# EXERCISE DIRECTIONS
Restate the data exactly as given and keep the pictures out.

# GIVEN DATA
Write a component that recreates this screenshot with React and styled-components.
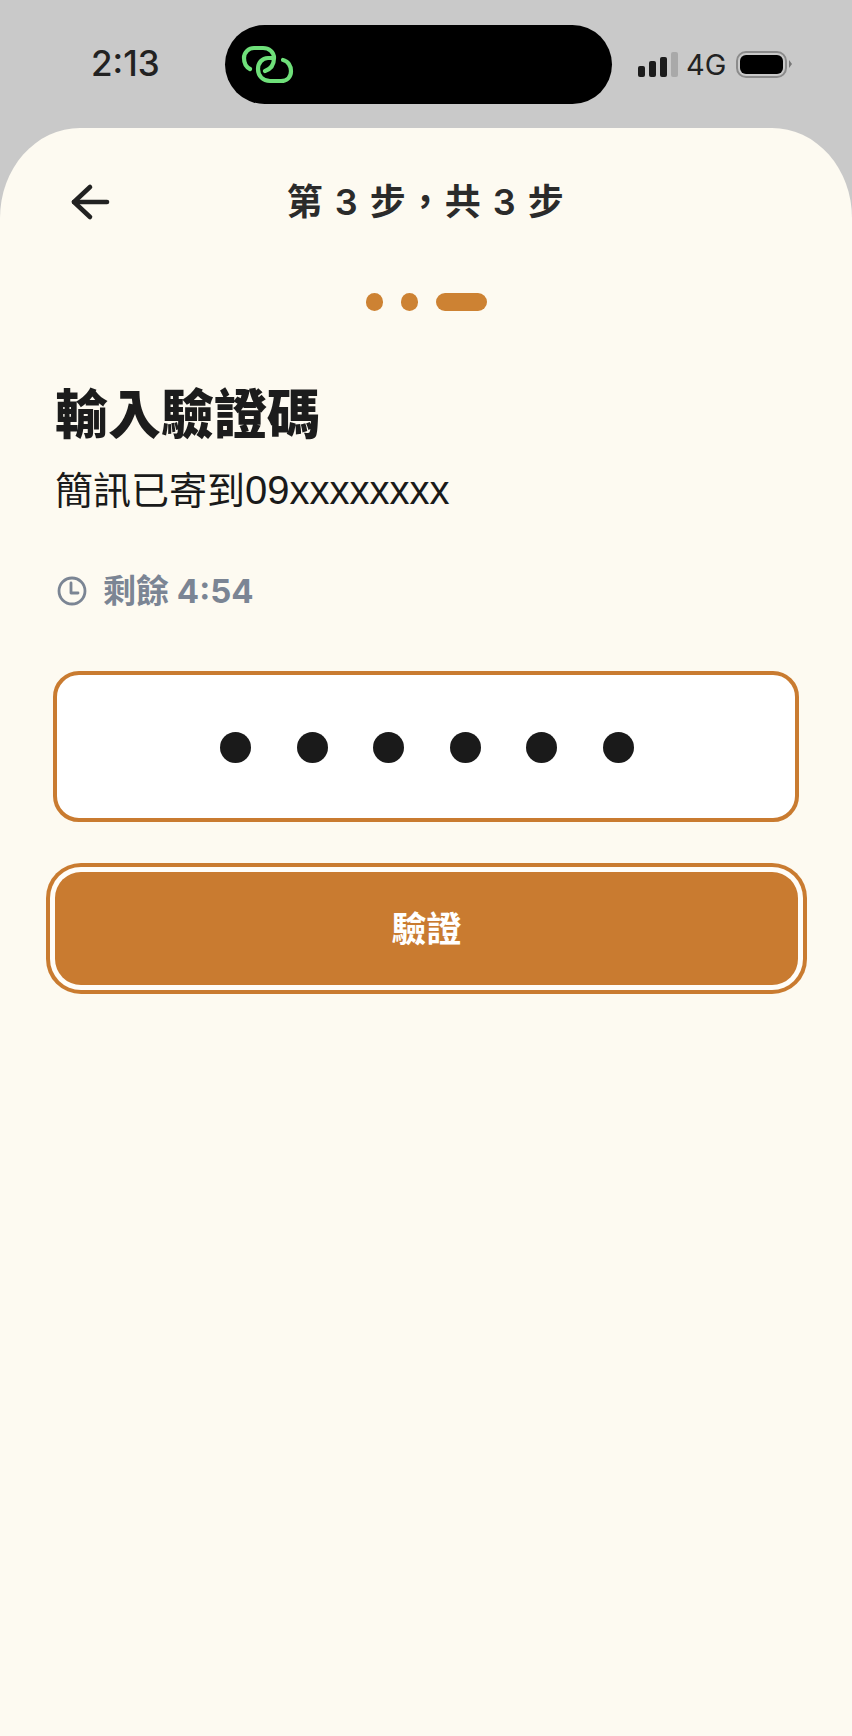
import styled, { createGlobalStyle } from 'styled-components'

const GlobalStyle = createGlobalStyle`
    html, body {
        margin: 0;
        padding: 0;
    }

    body {
        background: #c9c9c9;
        font-family: "Noto Sans CJK TC", "Liberation Sans", sans-serif;
    }
`

const Screen = styled.div`
    width: 852px;
    height: 1736px;
    display: flex;
    flex-direction: column;
    background: #c9c9c9;
    overflow: hidden;
`

const StatusBar = styled.div`
    height: 128px;
    flex: none;
    display: grid;
    grid-template-columns: 225px 387px 1fr;
    box-sizing: border-box;
    padding-top: 25px;
`

const Time = styled.div`
    padding: 18px 0 0 91px;
    font-family: Inter, sans-serif;
    font-size: 35px;
    line-height: 40px;
    font-weight: 550;
    color: #222;
`

const Island = styled.div`
    height: 79px;
    border-radius: 40px;
    background: #000;
    display: flex;
    align-items: center;
    padding-left: 7px;
`

const Indicators = styled.div`
    display: flex;
    align-items: flex-start;
    padding: 27px 0 0 26px;
`

const Signal = styled.div`
    display: flex;
    align-items: flex-end;
    gap: 4px;
    height: 25px;
`

const SignalBar = styled.span`
    width: 7px;
    height: ${props => props.$height}px;
    border-radius: 2px;
    background: ${props => (props.$off ? '#a9a9a9' : '#1b1b1b')};
`

const Network = styled.span`
    margin-left: 8px;
    font-family: Inter, sans-serif;
    font-size: 29px;
    line-height: 25px;
    font-weight: 400;
    color: #222;
`

const Battery = styled.div`
    position: relative;
    margin: -1px 0 0 10px;
    width: 51px;
    height: 27px;
    box-sizing: border-box;
    border: 2px solid #8b8b8b;
    border-radius: 10px;
    padding: 2px;

    &::after {
        content: '';
        position: absolute;
        right: -7px;
        top: 7px;
        border-left: 3px solid #777;
        border-top: 4px solid transparent;
        border-bottom: 4px solid transparent;
    }
`

const BatteryFill = styled.div`
    height: 100%;
    border-radius: 6px;
    background: #000;
`

const Sheet = styled.main`
    flex: 1;
    box-sizing: border-box;
    padding: 44px 53px 0;
    background: #fdfaf1;
    border-radius: 80px 80px 0 0 / 90px 90px 0 0;
`

const Header = styled.header`
    height: 60px;
    display: grid;
    grid-template-columns: 60px 1fr 60px;
    align-items: center;
`

const BackButton = styled.button`
    padding: 0 0 0 17px;
    border: none;
    background: none;
    color: #222;
    display: flex;
`

const Title = styled.h1`
    margin: 0;
    text-align: center;
    font-family: Inter, "Noto Sans CJK TC", sans-serif;
    font-size: 36px;
    line-height: 60px;
    font-weight: 600;
    letter-spacing: 1.5px;
    white-space: pre;
    color: #2b2b2b;
`

const Steps = styled.div`
    margin-top: 61px;
    padding-left: 1px;
    display: flex;
    justify-content: center;
    gap: 18px;
`

const Step = styled.span`
    width: ${props => (props.$active ? 51 : 17)}px;
    height: 18px;
    border-radius: 9px;
    background: #cd8233;
`

const Heading = styled.h2`
    margin: 70px 0 0 2px;
    font-size: 53px;
    line-height: 60px;
    font-weight: 900;
    color: #1c1c1c;
`

const Subtitle = styled.p`
    margin: 26px 0 0 2px;
    font-family: "Liberation Sans", "Noto Sans CJK TC", sans-serif;
    font-size: 38px;
    line-height: 46px;
    color: #1a1a1a;
`

const Phone = styled.span`
    font-size: 40px;
`

const Timer = styled.div`
    margin: 57px 0 0 4px;
    display: flex;
    align-items: center;
    gap: 16px;
    height: 40px;
    font-family: Inter, "Noto Sans CJK TC", sans-serif;
    font-size: 33px;
    font-weight: 700;
    color: #7b8594;
`

const TimerText = styled.span`
    padding-bottom: 4px;
`

const CodeBox = styled.div`
    margin-top: 60px;
    height: 151px;
    box-sizing: border-box;
    border: 4px solid #c97b30;
    border-radius: 26px;
    padding: 2px 0 0 2px;
    background: #fff;
    display: flex;
    align-items: center;
    justify-content: center;
    gap: 45.5px;
`

const CodeDot = styled.span`
    width: 31px;
    height: 31px;
    border-radius: 50%;
    background: #1a1a1a;
`

const VerifyButton = styled.button`
    display: block;
    margin: 50px 0 0 2px;
    width: 743px;
    height: 113px;
    padding: 0 0 4px;
    border: none;
    border-radius: 26px;
    background: #c97b30;
    box-shadow: 0 0 0 5px #fffdf8, 0 0 0 9px #c97b30;
    font-family: inherit;
    font-size: 35px;
    font-weight: 700;
    color: #fff;
`

const App = () => {
    return (
        <Screen>
            <GlobalStyle />
            <StatusBar>
                <Time>2:13</Time>
                <Island>
                    <svg width="70" height="56" viewBox="0 0 70 56" fill="none" stroke="#6fe07a" strokeWidth="4.2" strokeLinecap="round">
                        <path d="M18 32C14 30 12 26 12 21C12 15 17 11 22 11H31C37 11 42 15 42 21C42 27 39 32 33 34" />
                        <path d="M51 23C56 24 59 29 59 34C59 40 55 44 49 44H38C31 44 26 39 26 32C26 26 30 21 36 21H40" />
                    </svg>
                </Island>
                <Indicators>
                    <Signal>
                        <SignalBar $height={11} />
                        <SignalBar $height={16} />
                        <SignalBar $height={20} />
                        <SignalBar $height={25} $off />
                    </Signal>
                    <Network>4G</Network>
                    <Battery>
                        <BatteryFill />
                    </Battery>
                </Indicators>
            </StatusBar>
            <Sheet>
                <Header>
                    <BackButton aria-label="返回">
                        <svg width="40" height="38" viewBox="0 0 40 38" fill="none" stroke="currentColor" strokeWidth="4.6" strokeLinecap="round" strokeLinejoin="round">
                            <path d="M4 19H37" />
                            <path d="M20 4L4 19L20 34" />
                        </svg>
                    </BackButton>
                    <Title>第 3 步，共 3 步</Title>
                    <span />
                </Header>
                <Steps>
                    <Step />
                    <Step />
                    <Step $active />
                </Steps>
                <Heading>輸入驗證碼</Heading>
                <Subtitle>簡訊已寄到<Phone>09xxxxxxxx</Phone></Subtitle>
                <Timer>
                    <svg width="30" height="30" viewBox="0 0 30 30" fill="none" stroke="currentColor" strokeWidth="2.8" strokeLinecap="round" strokeLinejoin="round">
                        <circle cx="15" cy="15" r="13" />
                        <path d="M14 7V17H21" />
                    </svg>
                    <TimerText>剩餘 4:54</TimerText>
                </Timer>
                <CodeBox>
                    {[0, 1, 2, 3, 4, 5].map(i => (
                        <CodeDot key={i} />
                    ))}
                </CodeBox>
                <VerifyButton>驗證</VerifyButton>
            </Sheet>
        </Screen>
    )
}

export default App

# WRITTEN REPLY
Write a component that recreates this screenshot with React and styled-components.
import styled, { createGlobalStyle } from 'styled-components'

const GlobalStyle = createGlobalStyle`
    html, body {
        margin: 0;
        padding: 0;
    }

    body {
        background: #c9c9c9;
        font-family: "Noto Sans CJK TC", "Liberation Sans", sans-serif;
    }
`

const Screen = styled.div`
    width: 852px;
    height: 1736px;
    display: flex;
    flex-direction: column;
    background: #c9c9c9;
    overflow: hidden;
`

const StatusBar = styled.div`
    height: 128px;
    flex: none;
    display: grid;
    grid-template-columns: 225px 387px 1fr;
    box-sizing: border-box;
    padding-top: 25px;
`

const Time = styled.div`
    padding: 18px 0 0 91px;
    font-family: Inter, sans-serif;
    font-size: 35px;
    line-height: 40px;
    font-weight: 550;
    color: #222;
`

const Island = styled.div`
    height: 79px;
    border-radius: 40px;
    background: #000;
    display: flex;
    align-items: center;
    padding-left: 7px;
`

const Indicators = styled.div`
    display: flex;
    align-items: flex-start;
    padding: 27px 0 0 26px;
`

const Signal = styled.div`
    display: flex;
    align-items: flex-end;
    gap: 4px;
    height: 25px;
`

const SignalBar = styled.span`
    width: 7px;
    height: ${props => props.$height}px;
    border-radius: 2px;
    background: ${props => (props.$off ? '#a9a9a9' : '#1b1b1b')};
`

const Network = styled.span`
    margin-left: 8px;
    font-family: Inter, sans-serif;
    font-size: 29px;
    line-height: 25px;
    font-weight: 400;
    color: #222;
`

const Battery = styled.div`
    position: relative;
    margin: -1px 0 0 10px;
    width: 51px;
    height: 27px;
    box-sizing: border-box;
    border: 2px solid #8b8b8b;
    border-radius: 10px;
    padding: 2px;

    &::after {
        content: '';
        position: absolute;
        right: -7px;
        top: 7px;
        border-left: 3px solid #777;
        border-top: 4px solid transparent;
        border-bottom: 4px solid transparent;
    }
`

const BatteryFill = styled.div`
    height: 100%;
    border-radius: 6px;
    background: #000;
`

const Sheet = styled.main`
    flex: 1;
    box-sizing: border-box;
    padding: 44px 53px 0;
    background: #fdfaf1;
    border-radius: 80px 80px 0 0 / 90px 90px 0 0;
`

const Header = styled.header`
    height: 60px;
    display: grid;
    grid-template-columns: 60px 1fr 60px;
    align-items: center;
`

const BackButton = styled.button`
    padding: 0 0 0 17px;
    border: none;
    background: none;
    color: #222;
    display: flex;
`

const Title = styled.h1`
    margin: 0;
    text-align: center;
    font-family: Inter, "Noto Sans CJK TC", sans-serif;
    font-size: 36px;
    line-height: 60px;
    font-weight: 600;
    letter-spacing: 1.5px;
    white-space: pre;
    color: #2b2b2b;
`

const Steps = styled.div`
    margin-top: 61px;
    padding-left: 1px;
    display: flex;
    justify-content: center;
    gap: 18px;
`

const Step = styled.span`
    width: ${props => (props.$active ? 51 : 17)}px;
    height: 18px;
    border-radius: 9px;
    background: #cd8233;
`

const Heading = styled.h2`
    margin: 70px 0 0 2px;
    font-size: 53px;
    line-height: 60px;
    font-weight: 900;
    color: #1c1c1c;
`

const Subtitle = styled.p`
    margin: 26px 0 0 2px;
    font-family: "Liberation Sans", "Noto Sans CJK TC", sans-serif;
    font-size: 38px;
    line-height: 46px;
    color: #1a1a1a;
`

const Phone = styled.span`
    font-size: 40px;
`

const Timer = styled.div`
    margin: 57px 0 0 4px;
    display: flex;
    align-items: center;
    gap: 16px;
    height: 40px;
    font-family: Inter, "Noto Sans CJK TC", sans-serif;
    font-size: 33px;
    font-weight: 700;
    color: #7b8594;
`

const TimerText = styled.span`
    padding-bottom: 4px;
`

const CodeBox = styled.div`
    margin-top: 60px;
    height: 151px;
    box-sizing: border-box;
    border: 4px solid #c97b30;
    border-radius: 26px;
    padding: 2px 0 0 2px;
    background: #fff;
    display: flex;
    align-items: center;
    justify-content: center;
    gap: 45.5px;
`

const CodeDot = styled.span`
    width: 31px;
    height: 31px;
    border-radius: 50%;
    background: #1a1a1a;
`

const VerifyButton = styled.button`
    display: block;
    margin: 50px 0 0 2px;
    width: 743px;
    height: 113px;
    padding: 0 0 4px;
    border: none;
    border-radius: 26px;
    background: #c97b30;
    box-shadow: 0 0 0 5px #fffdf8, 0 0 0 9px #c97b30;
    font-family: inherit;
    font-size: 35px;
    font-weight: 700;
    color: #fff;
`

const App = () => {
    return (
        <Screen>
            <GlobalStyle />
            <StatusBar>
                <Time>2:13</Time>
                <Island>
                    <svg width="70" height="56" viewBox="0 0 70 56" fill="none" stroke="#6fe07a" strokeWidth="4.2" strokeLinecap="round">
                        <path d="M18 32C14 30 12 26 12 21C12 15 17 11 22 11H31C37 11 42 15 42 21C42 27 39 32 33 34" />
                        <path d="M51 23C56 24 59 29 59 34C59 40 55 44 49 44H38C31 44 26 39 26 32C26 26 30 21 36 21H40" />
                    </svg>
                </Island>
                <Indicators>
                    <Signal>
                        <SignalBar $height={11} />
                        <SignalBar $height={16} />
                        <SignalBar $height={20} />
                        <SignalBar $height={25} $off />
                    </Signal>
                    <Network>4G</Network>
                    <Battery>
                        <BatteryFill />
                    </Battery>
                </Indicators>
            </StatusBar>
            <Sheet>
                <Header>
                    <BackButton aria-label="返回">
                        <svg width="40" height="38" viewBox="0 0 40 38" fill="none" stroke="currentColor" strokeWidth="4.6" strokeLinecap="round" strokeLinejoin="round">
                            <path d="M4 19H37" />
                            <path d="M20 4L4 19L20 34" />
                        </svg>
                    </BackButton>
                    <Title>第 3 步，共 3 步</Title>
                    <span />
                </Header>
                <Steps>
                    <Step />
                    <Step />
                    <Step $active />
                </Steps>
                <Heading>輸入驗證碼</Heading>
                <Subtitle>簡訊已寄到<Phone>09xxxxxxxx</Phone></Subtitle>
                <Timer>
                    <svg width="30" height="30" viewBox="0 0 30 30" fill="none" stroke="currentColor" strokeWidth="2.8" strokeLinecap="round" strokeLinejoin="round">
                        <circle cx="15" cy="15" r="13" />
                        <path d="M14 7V17H21" />
                    </svg>
                    <TimerText>剩餘 4:54</TimerText>
                </Timer>
                <CodeBox>
                    {[0, 1, 2, 3, 4, 5].map(i => (
                        <CodeDot key={i} />
                    ))}
                </CodeBox>
                <VerifyButton>驗證</VerifyButton>
            </Sheet>
        </Screen>
    )
}

export default App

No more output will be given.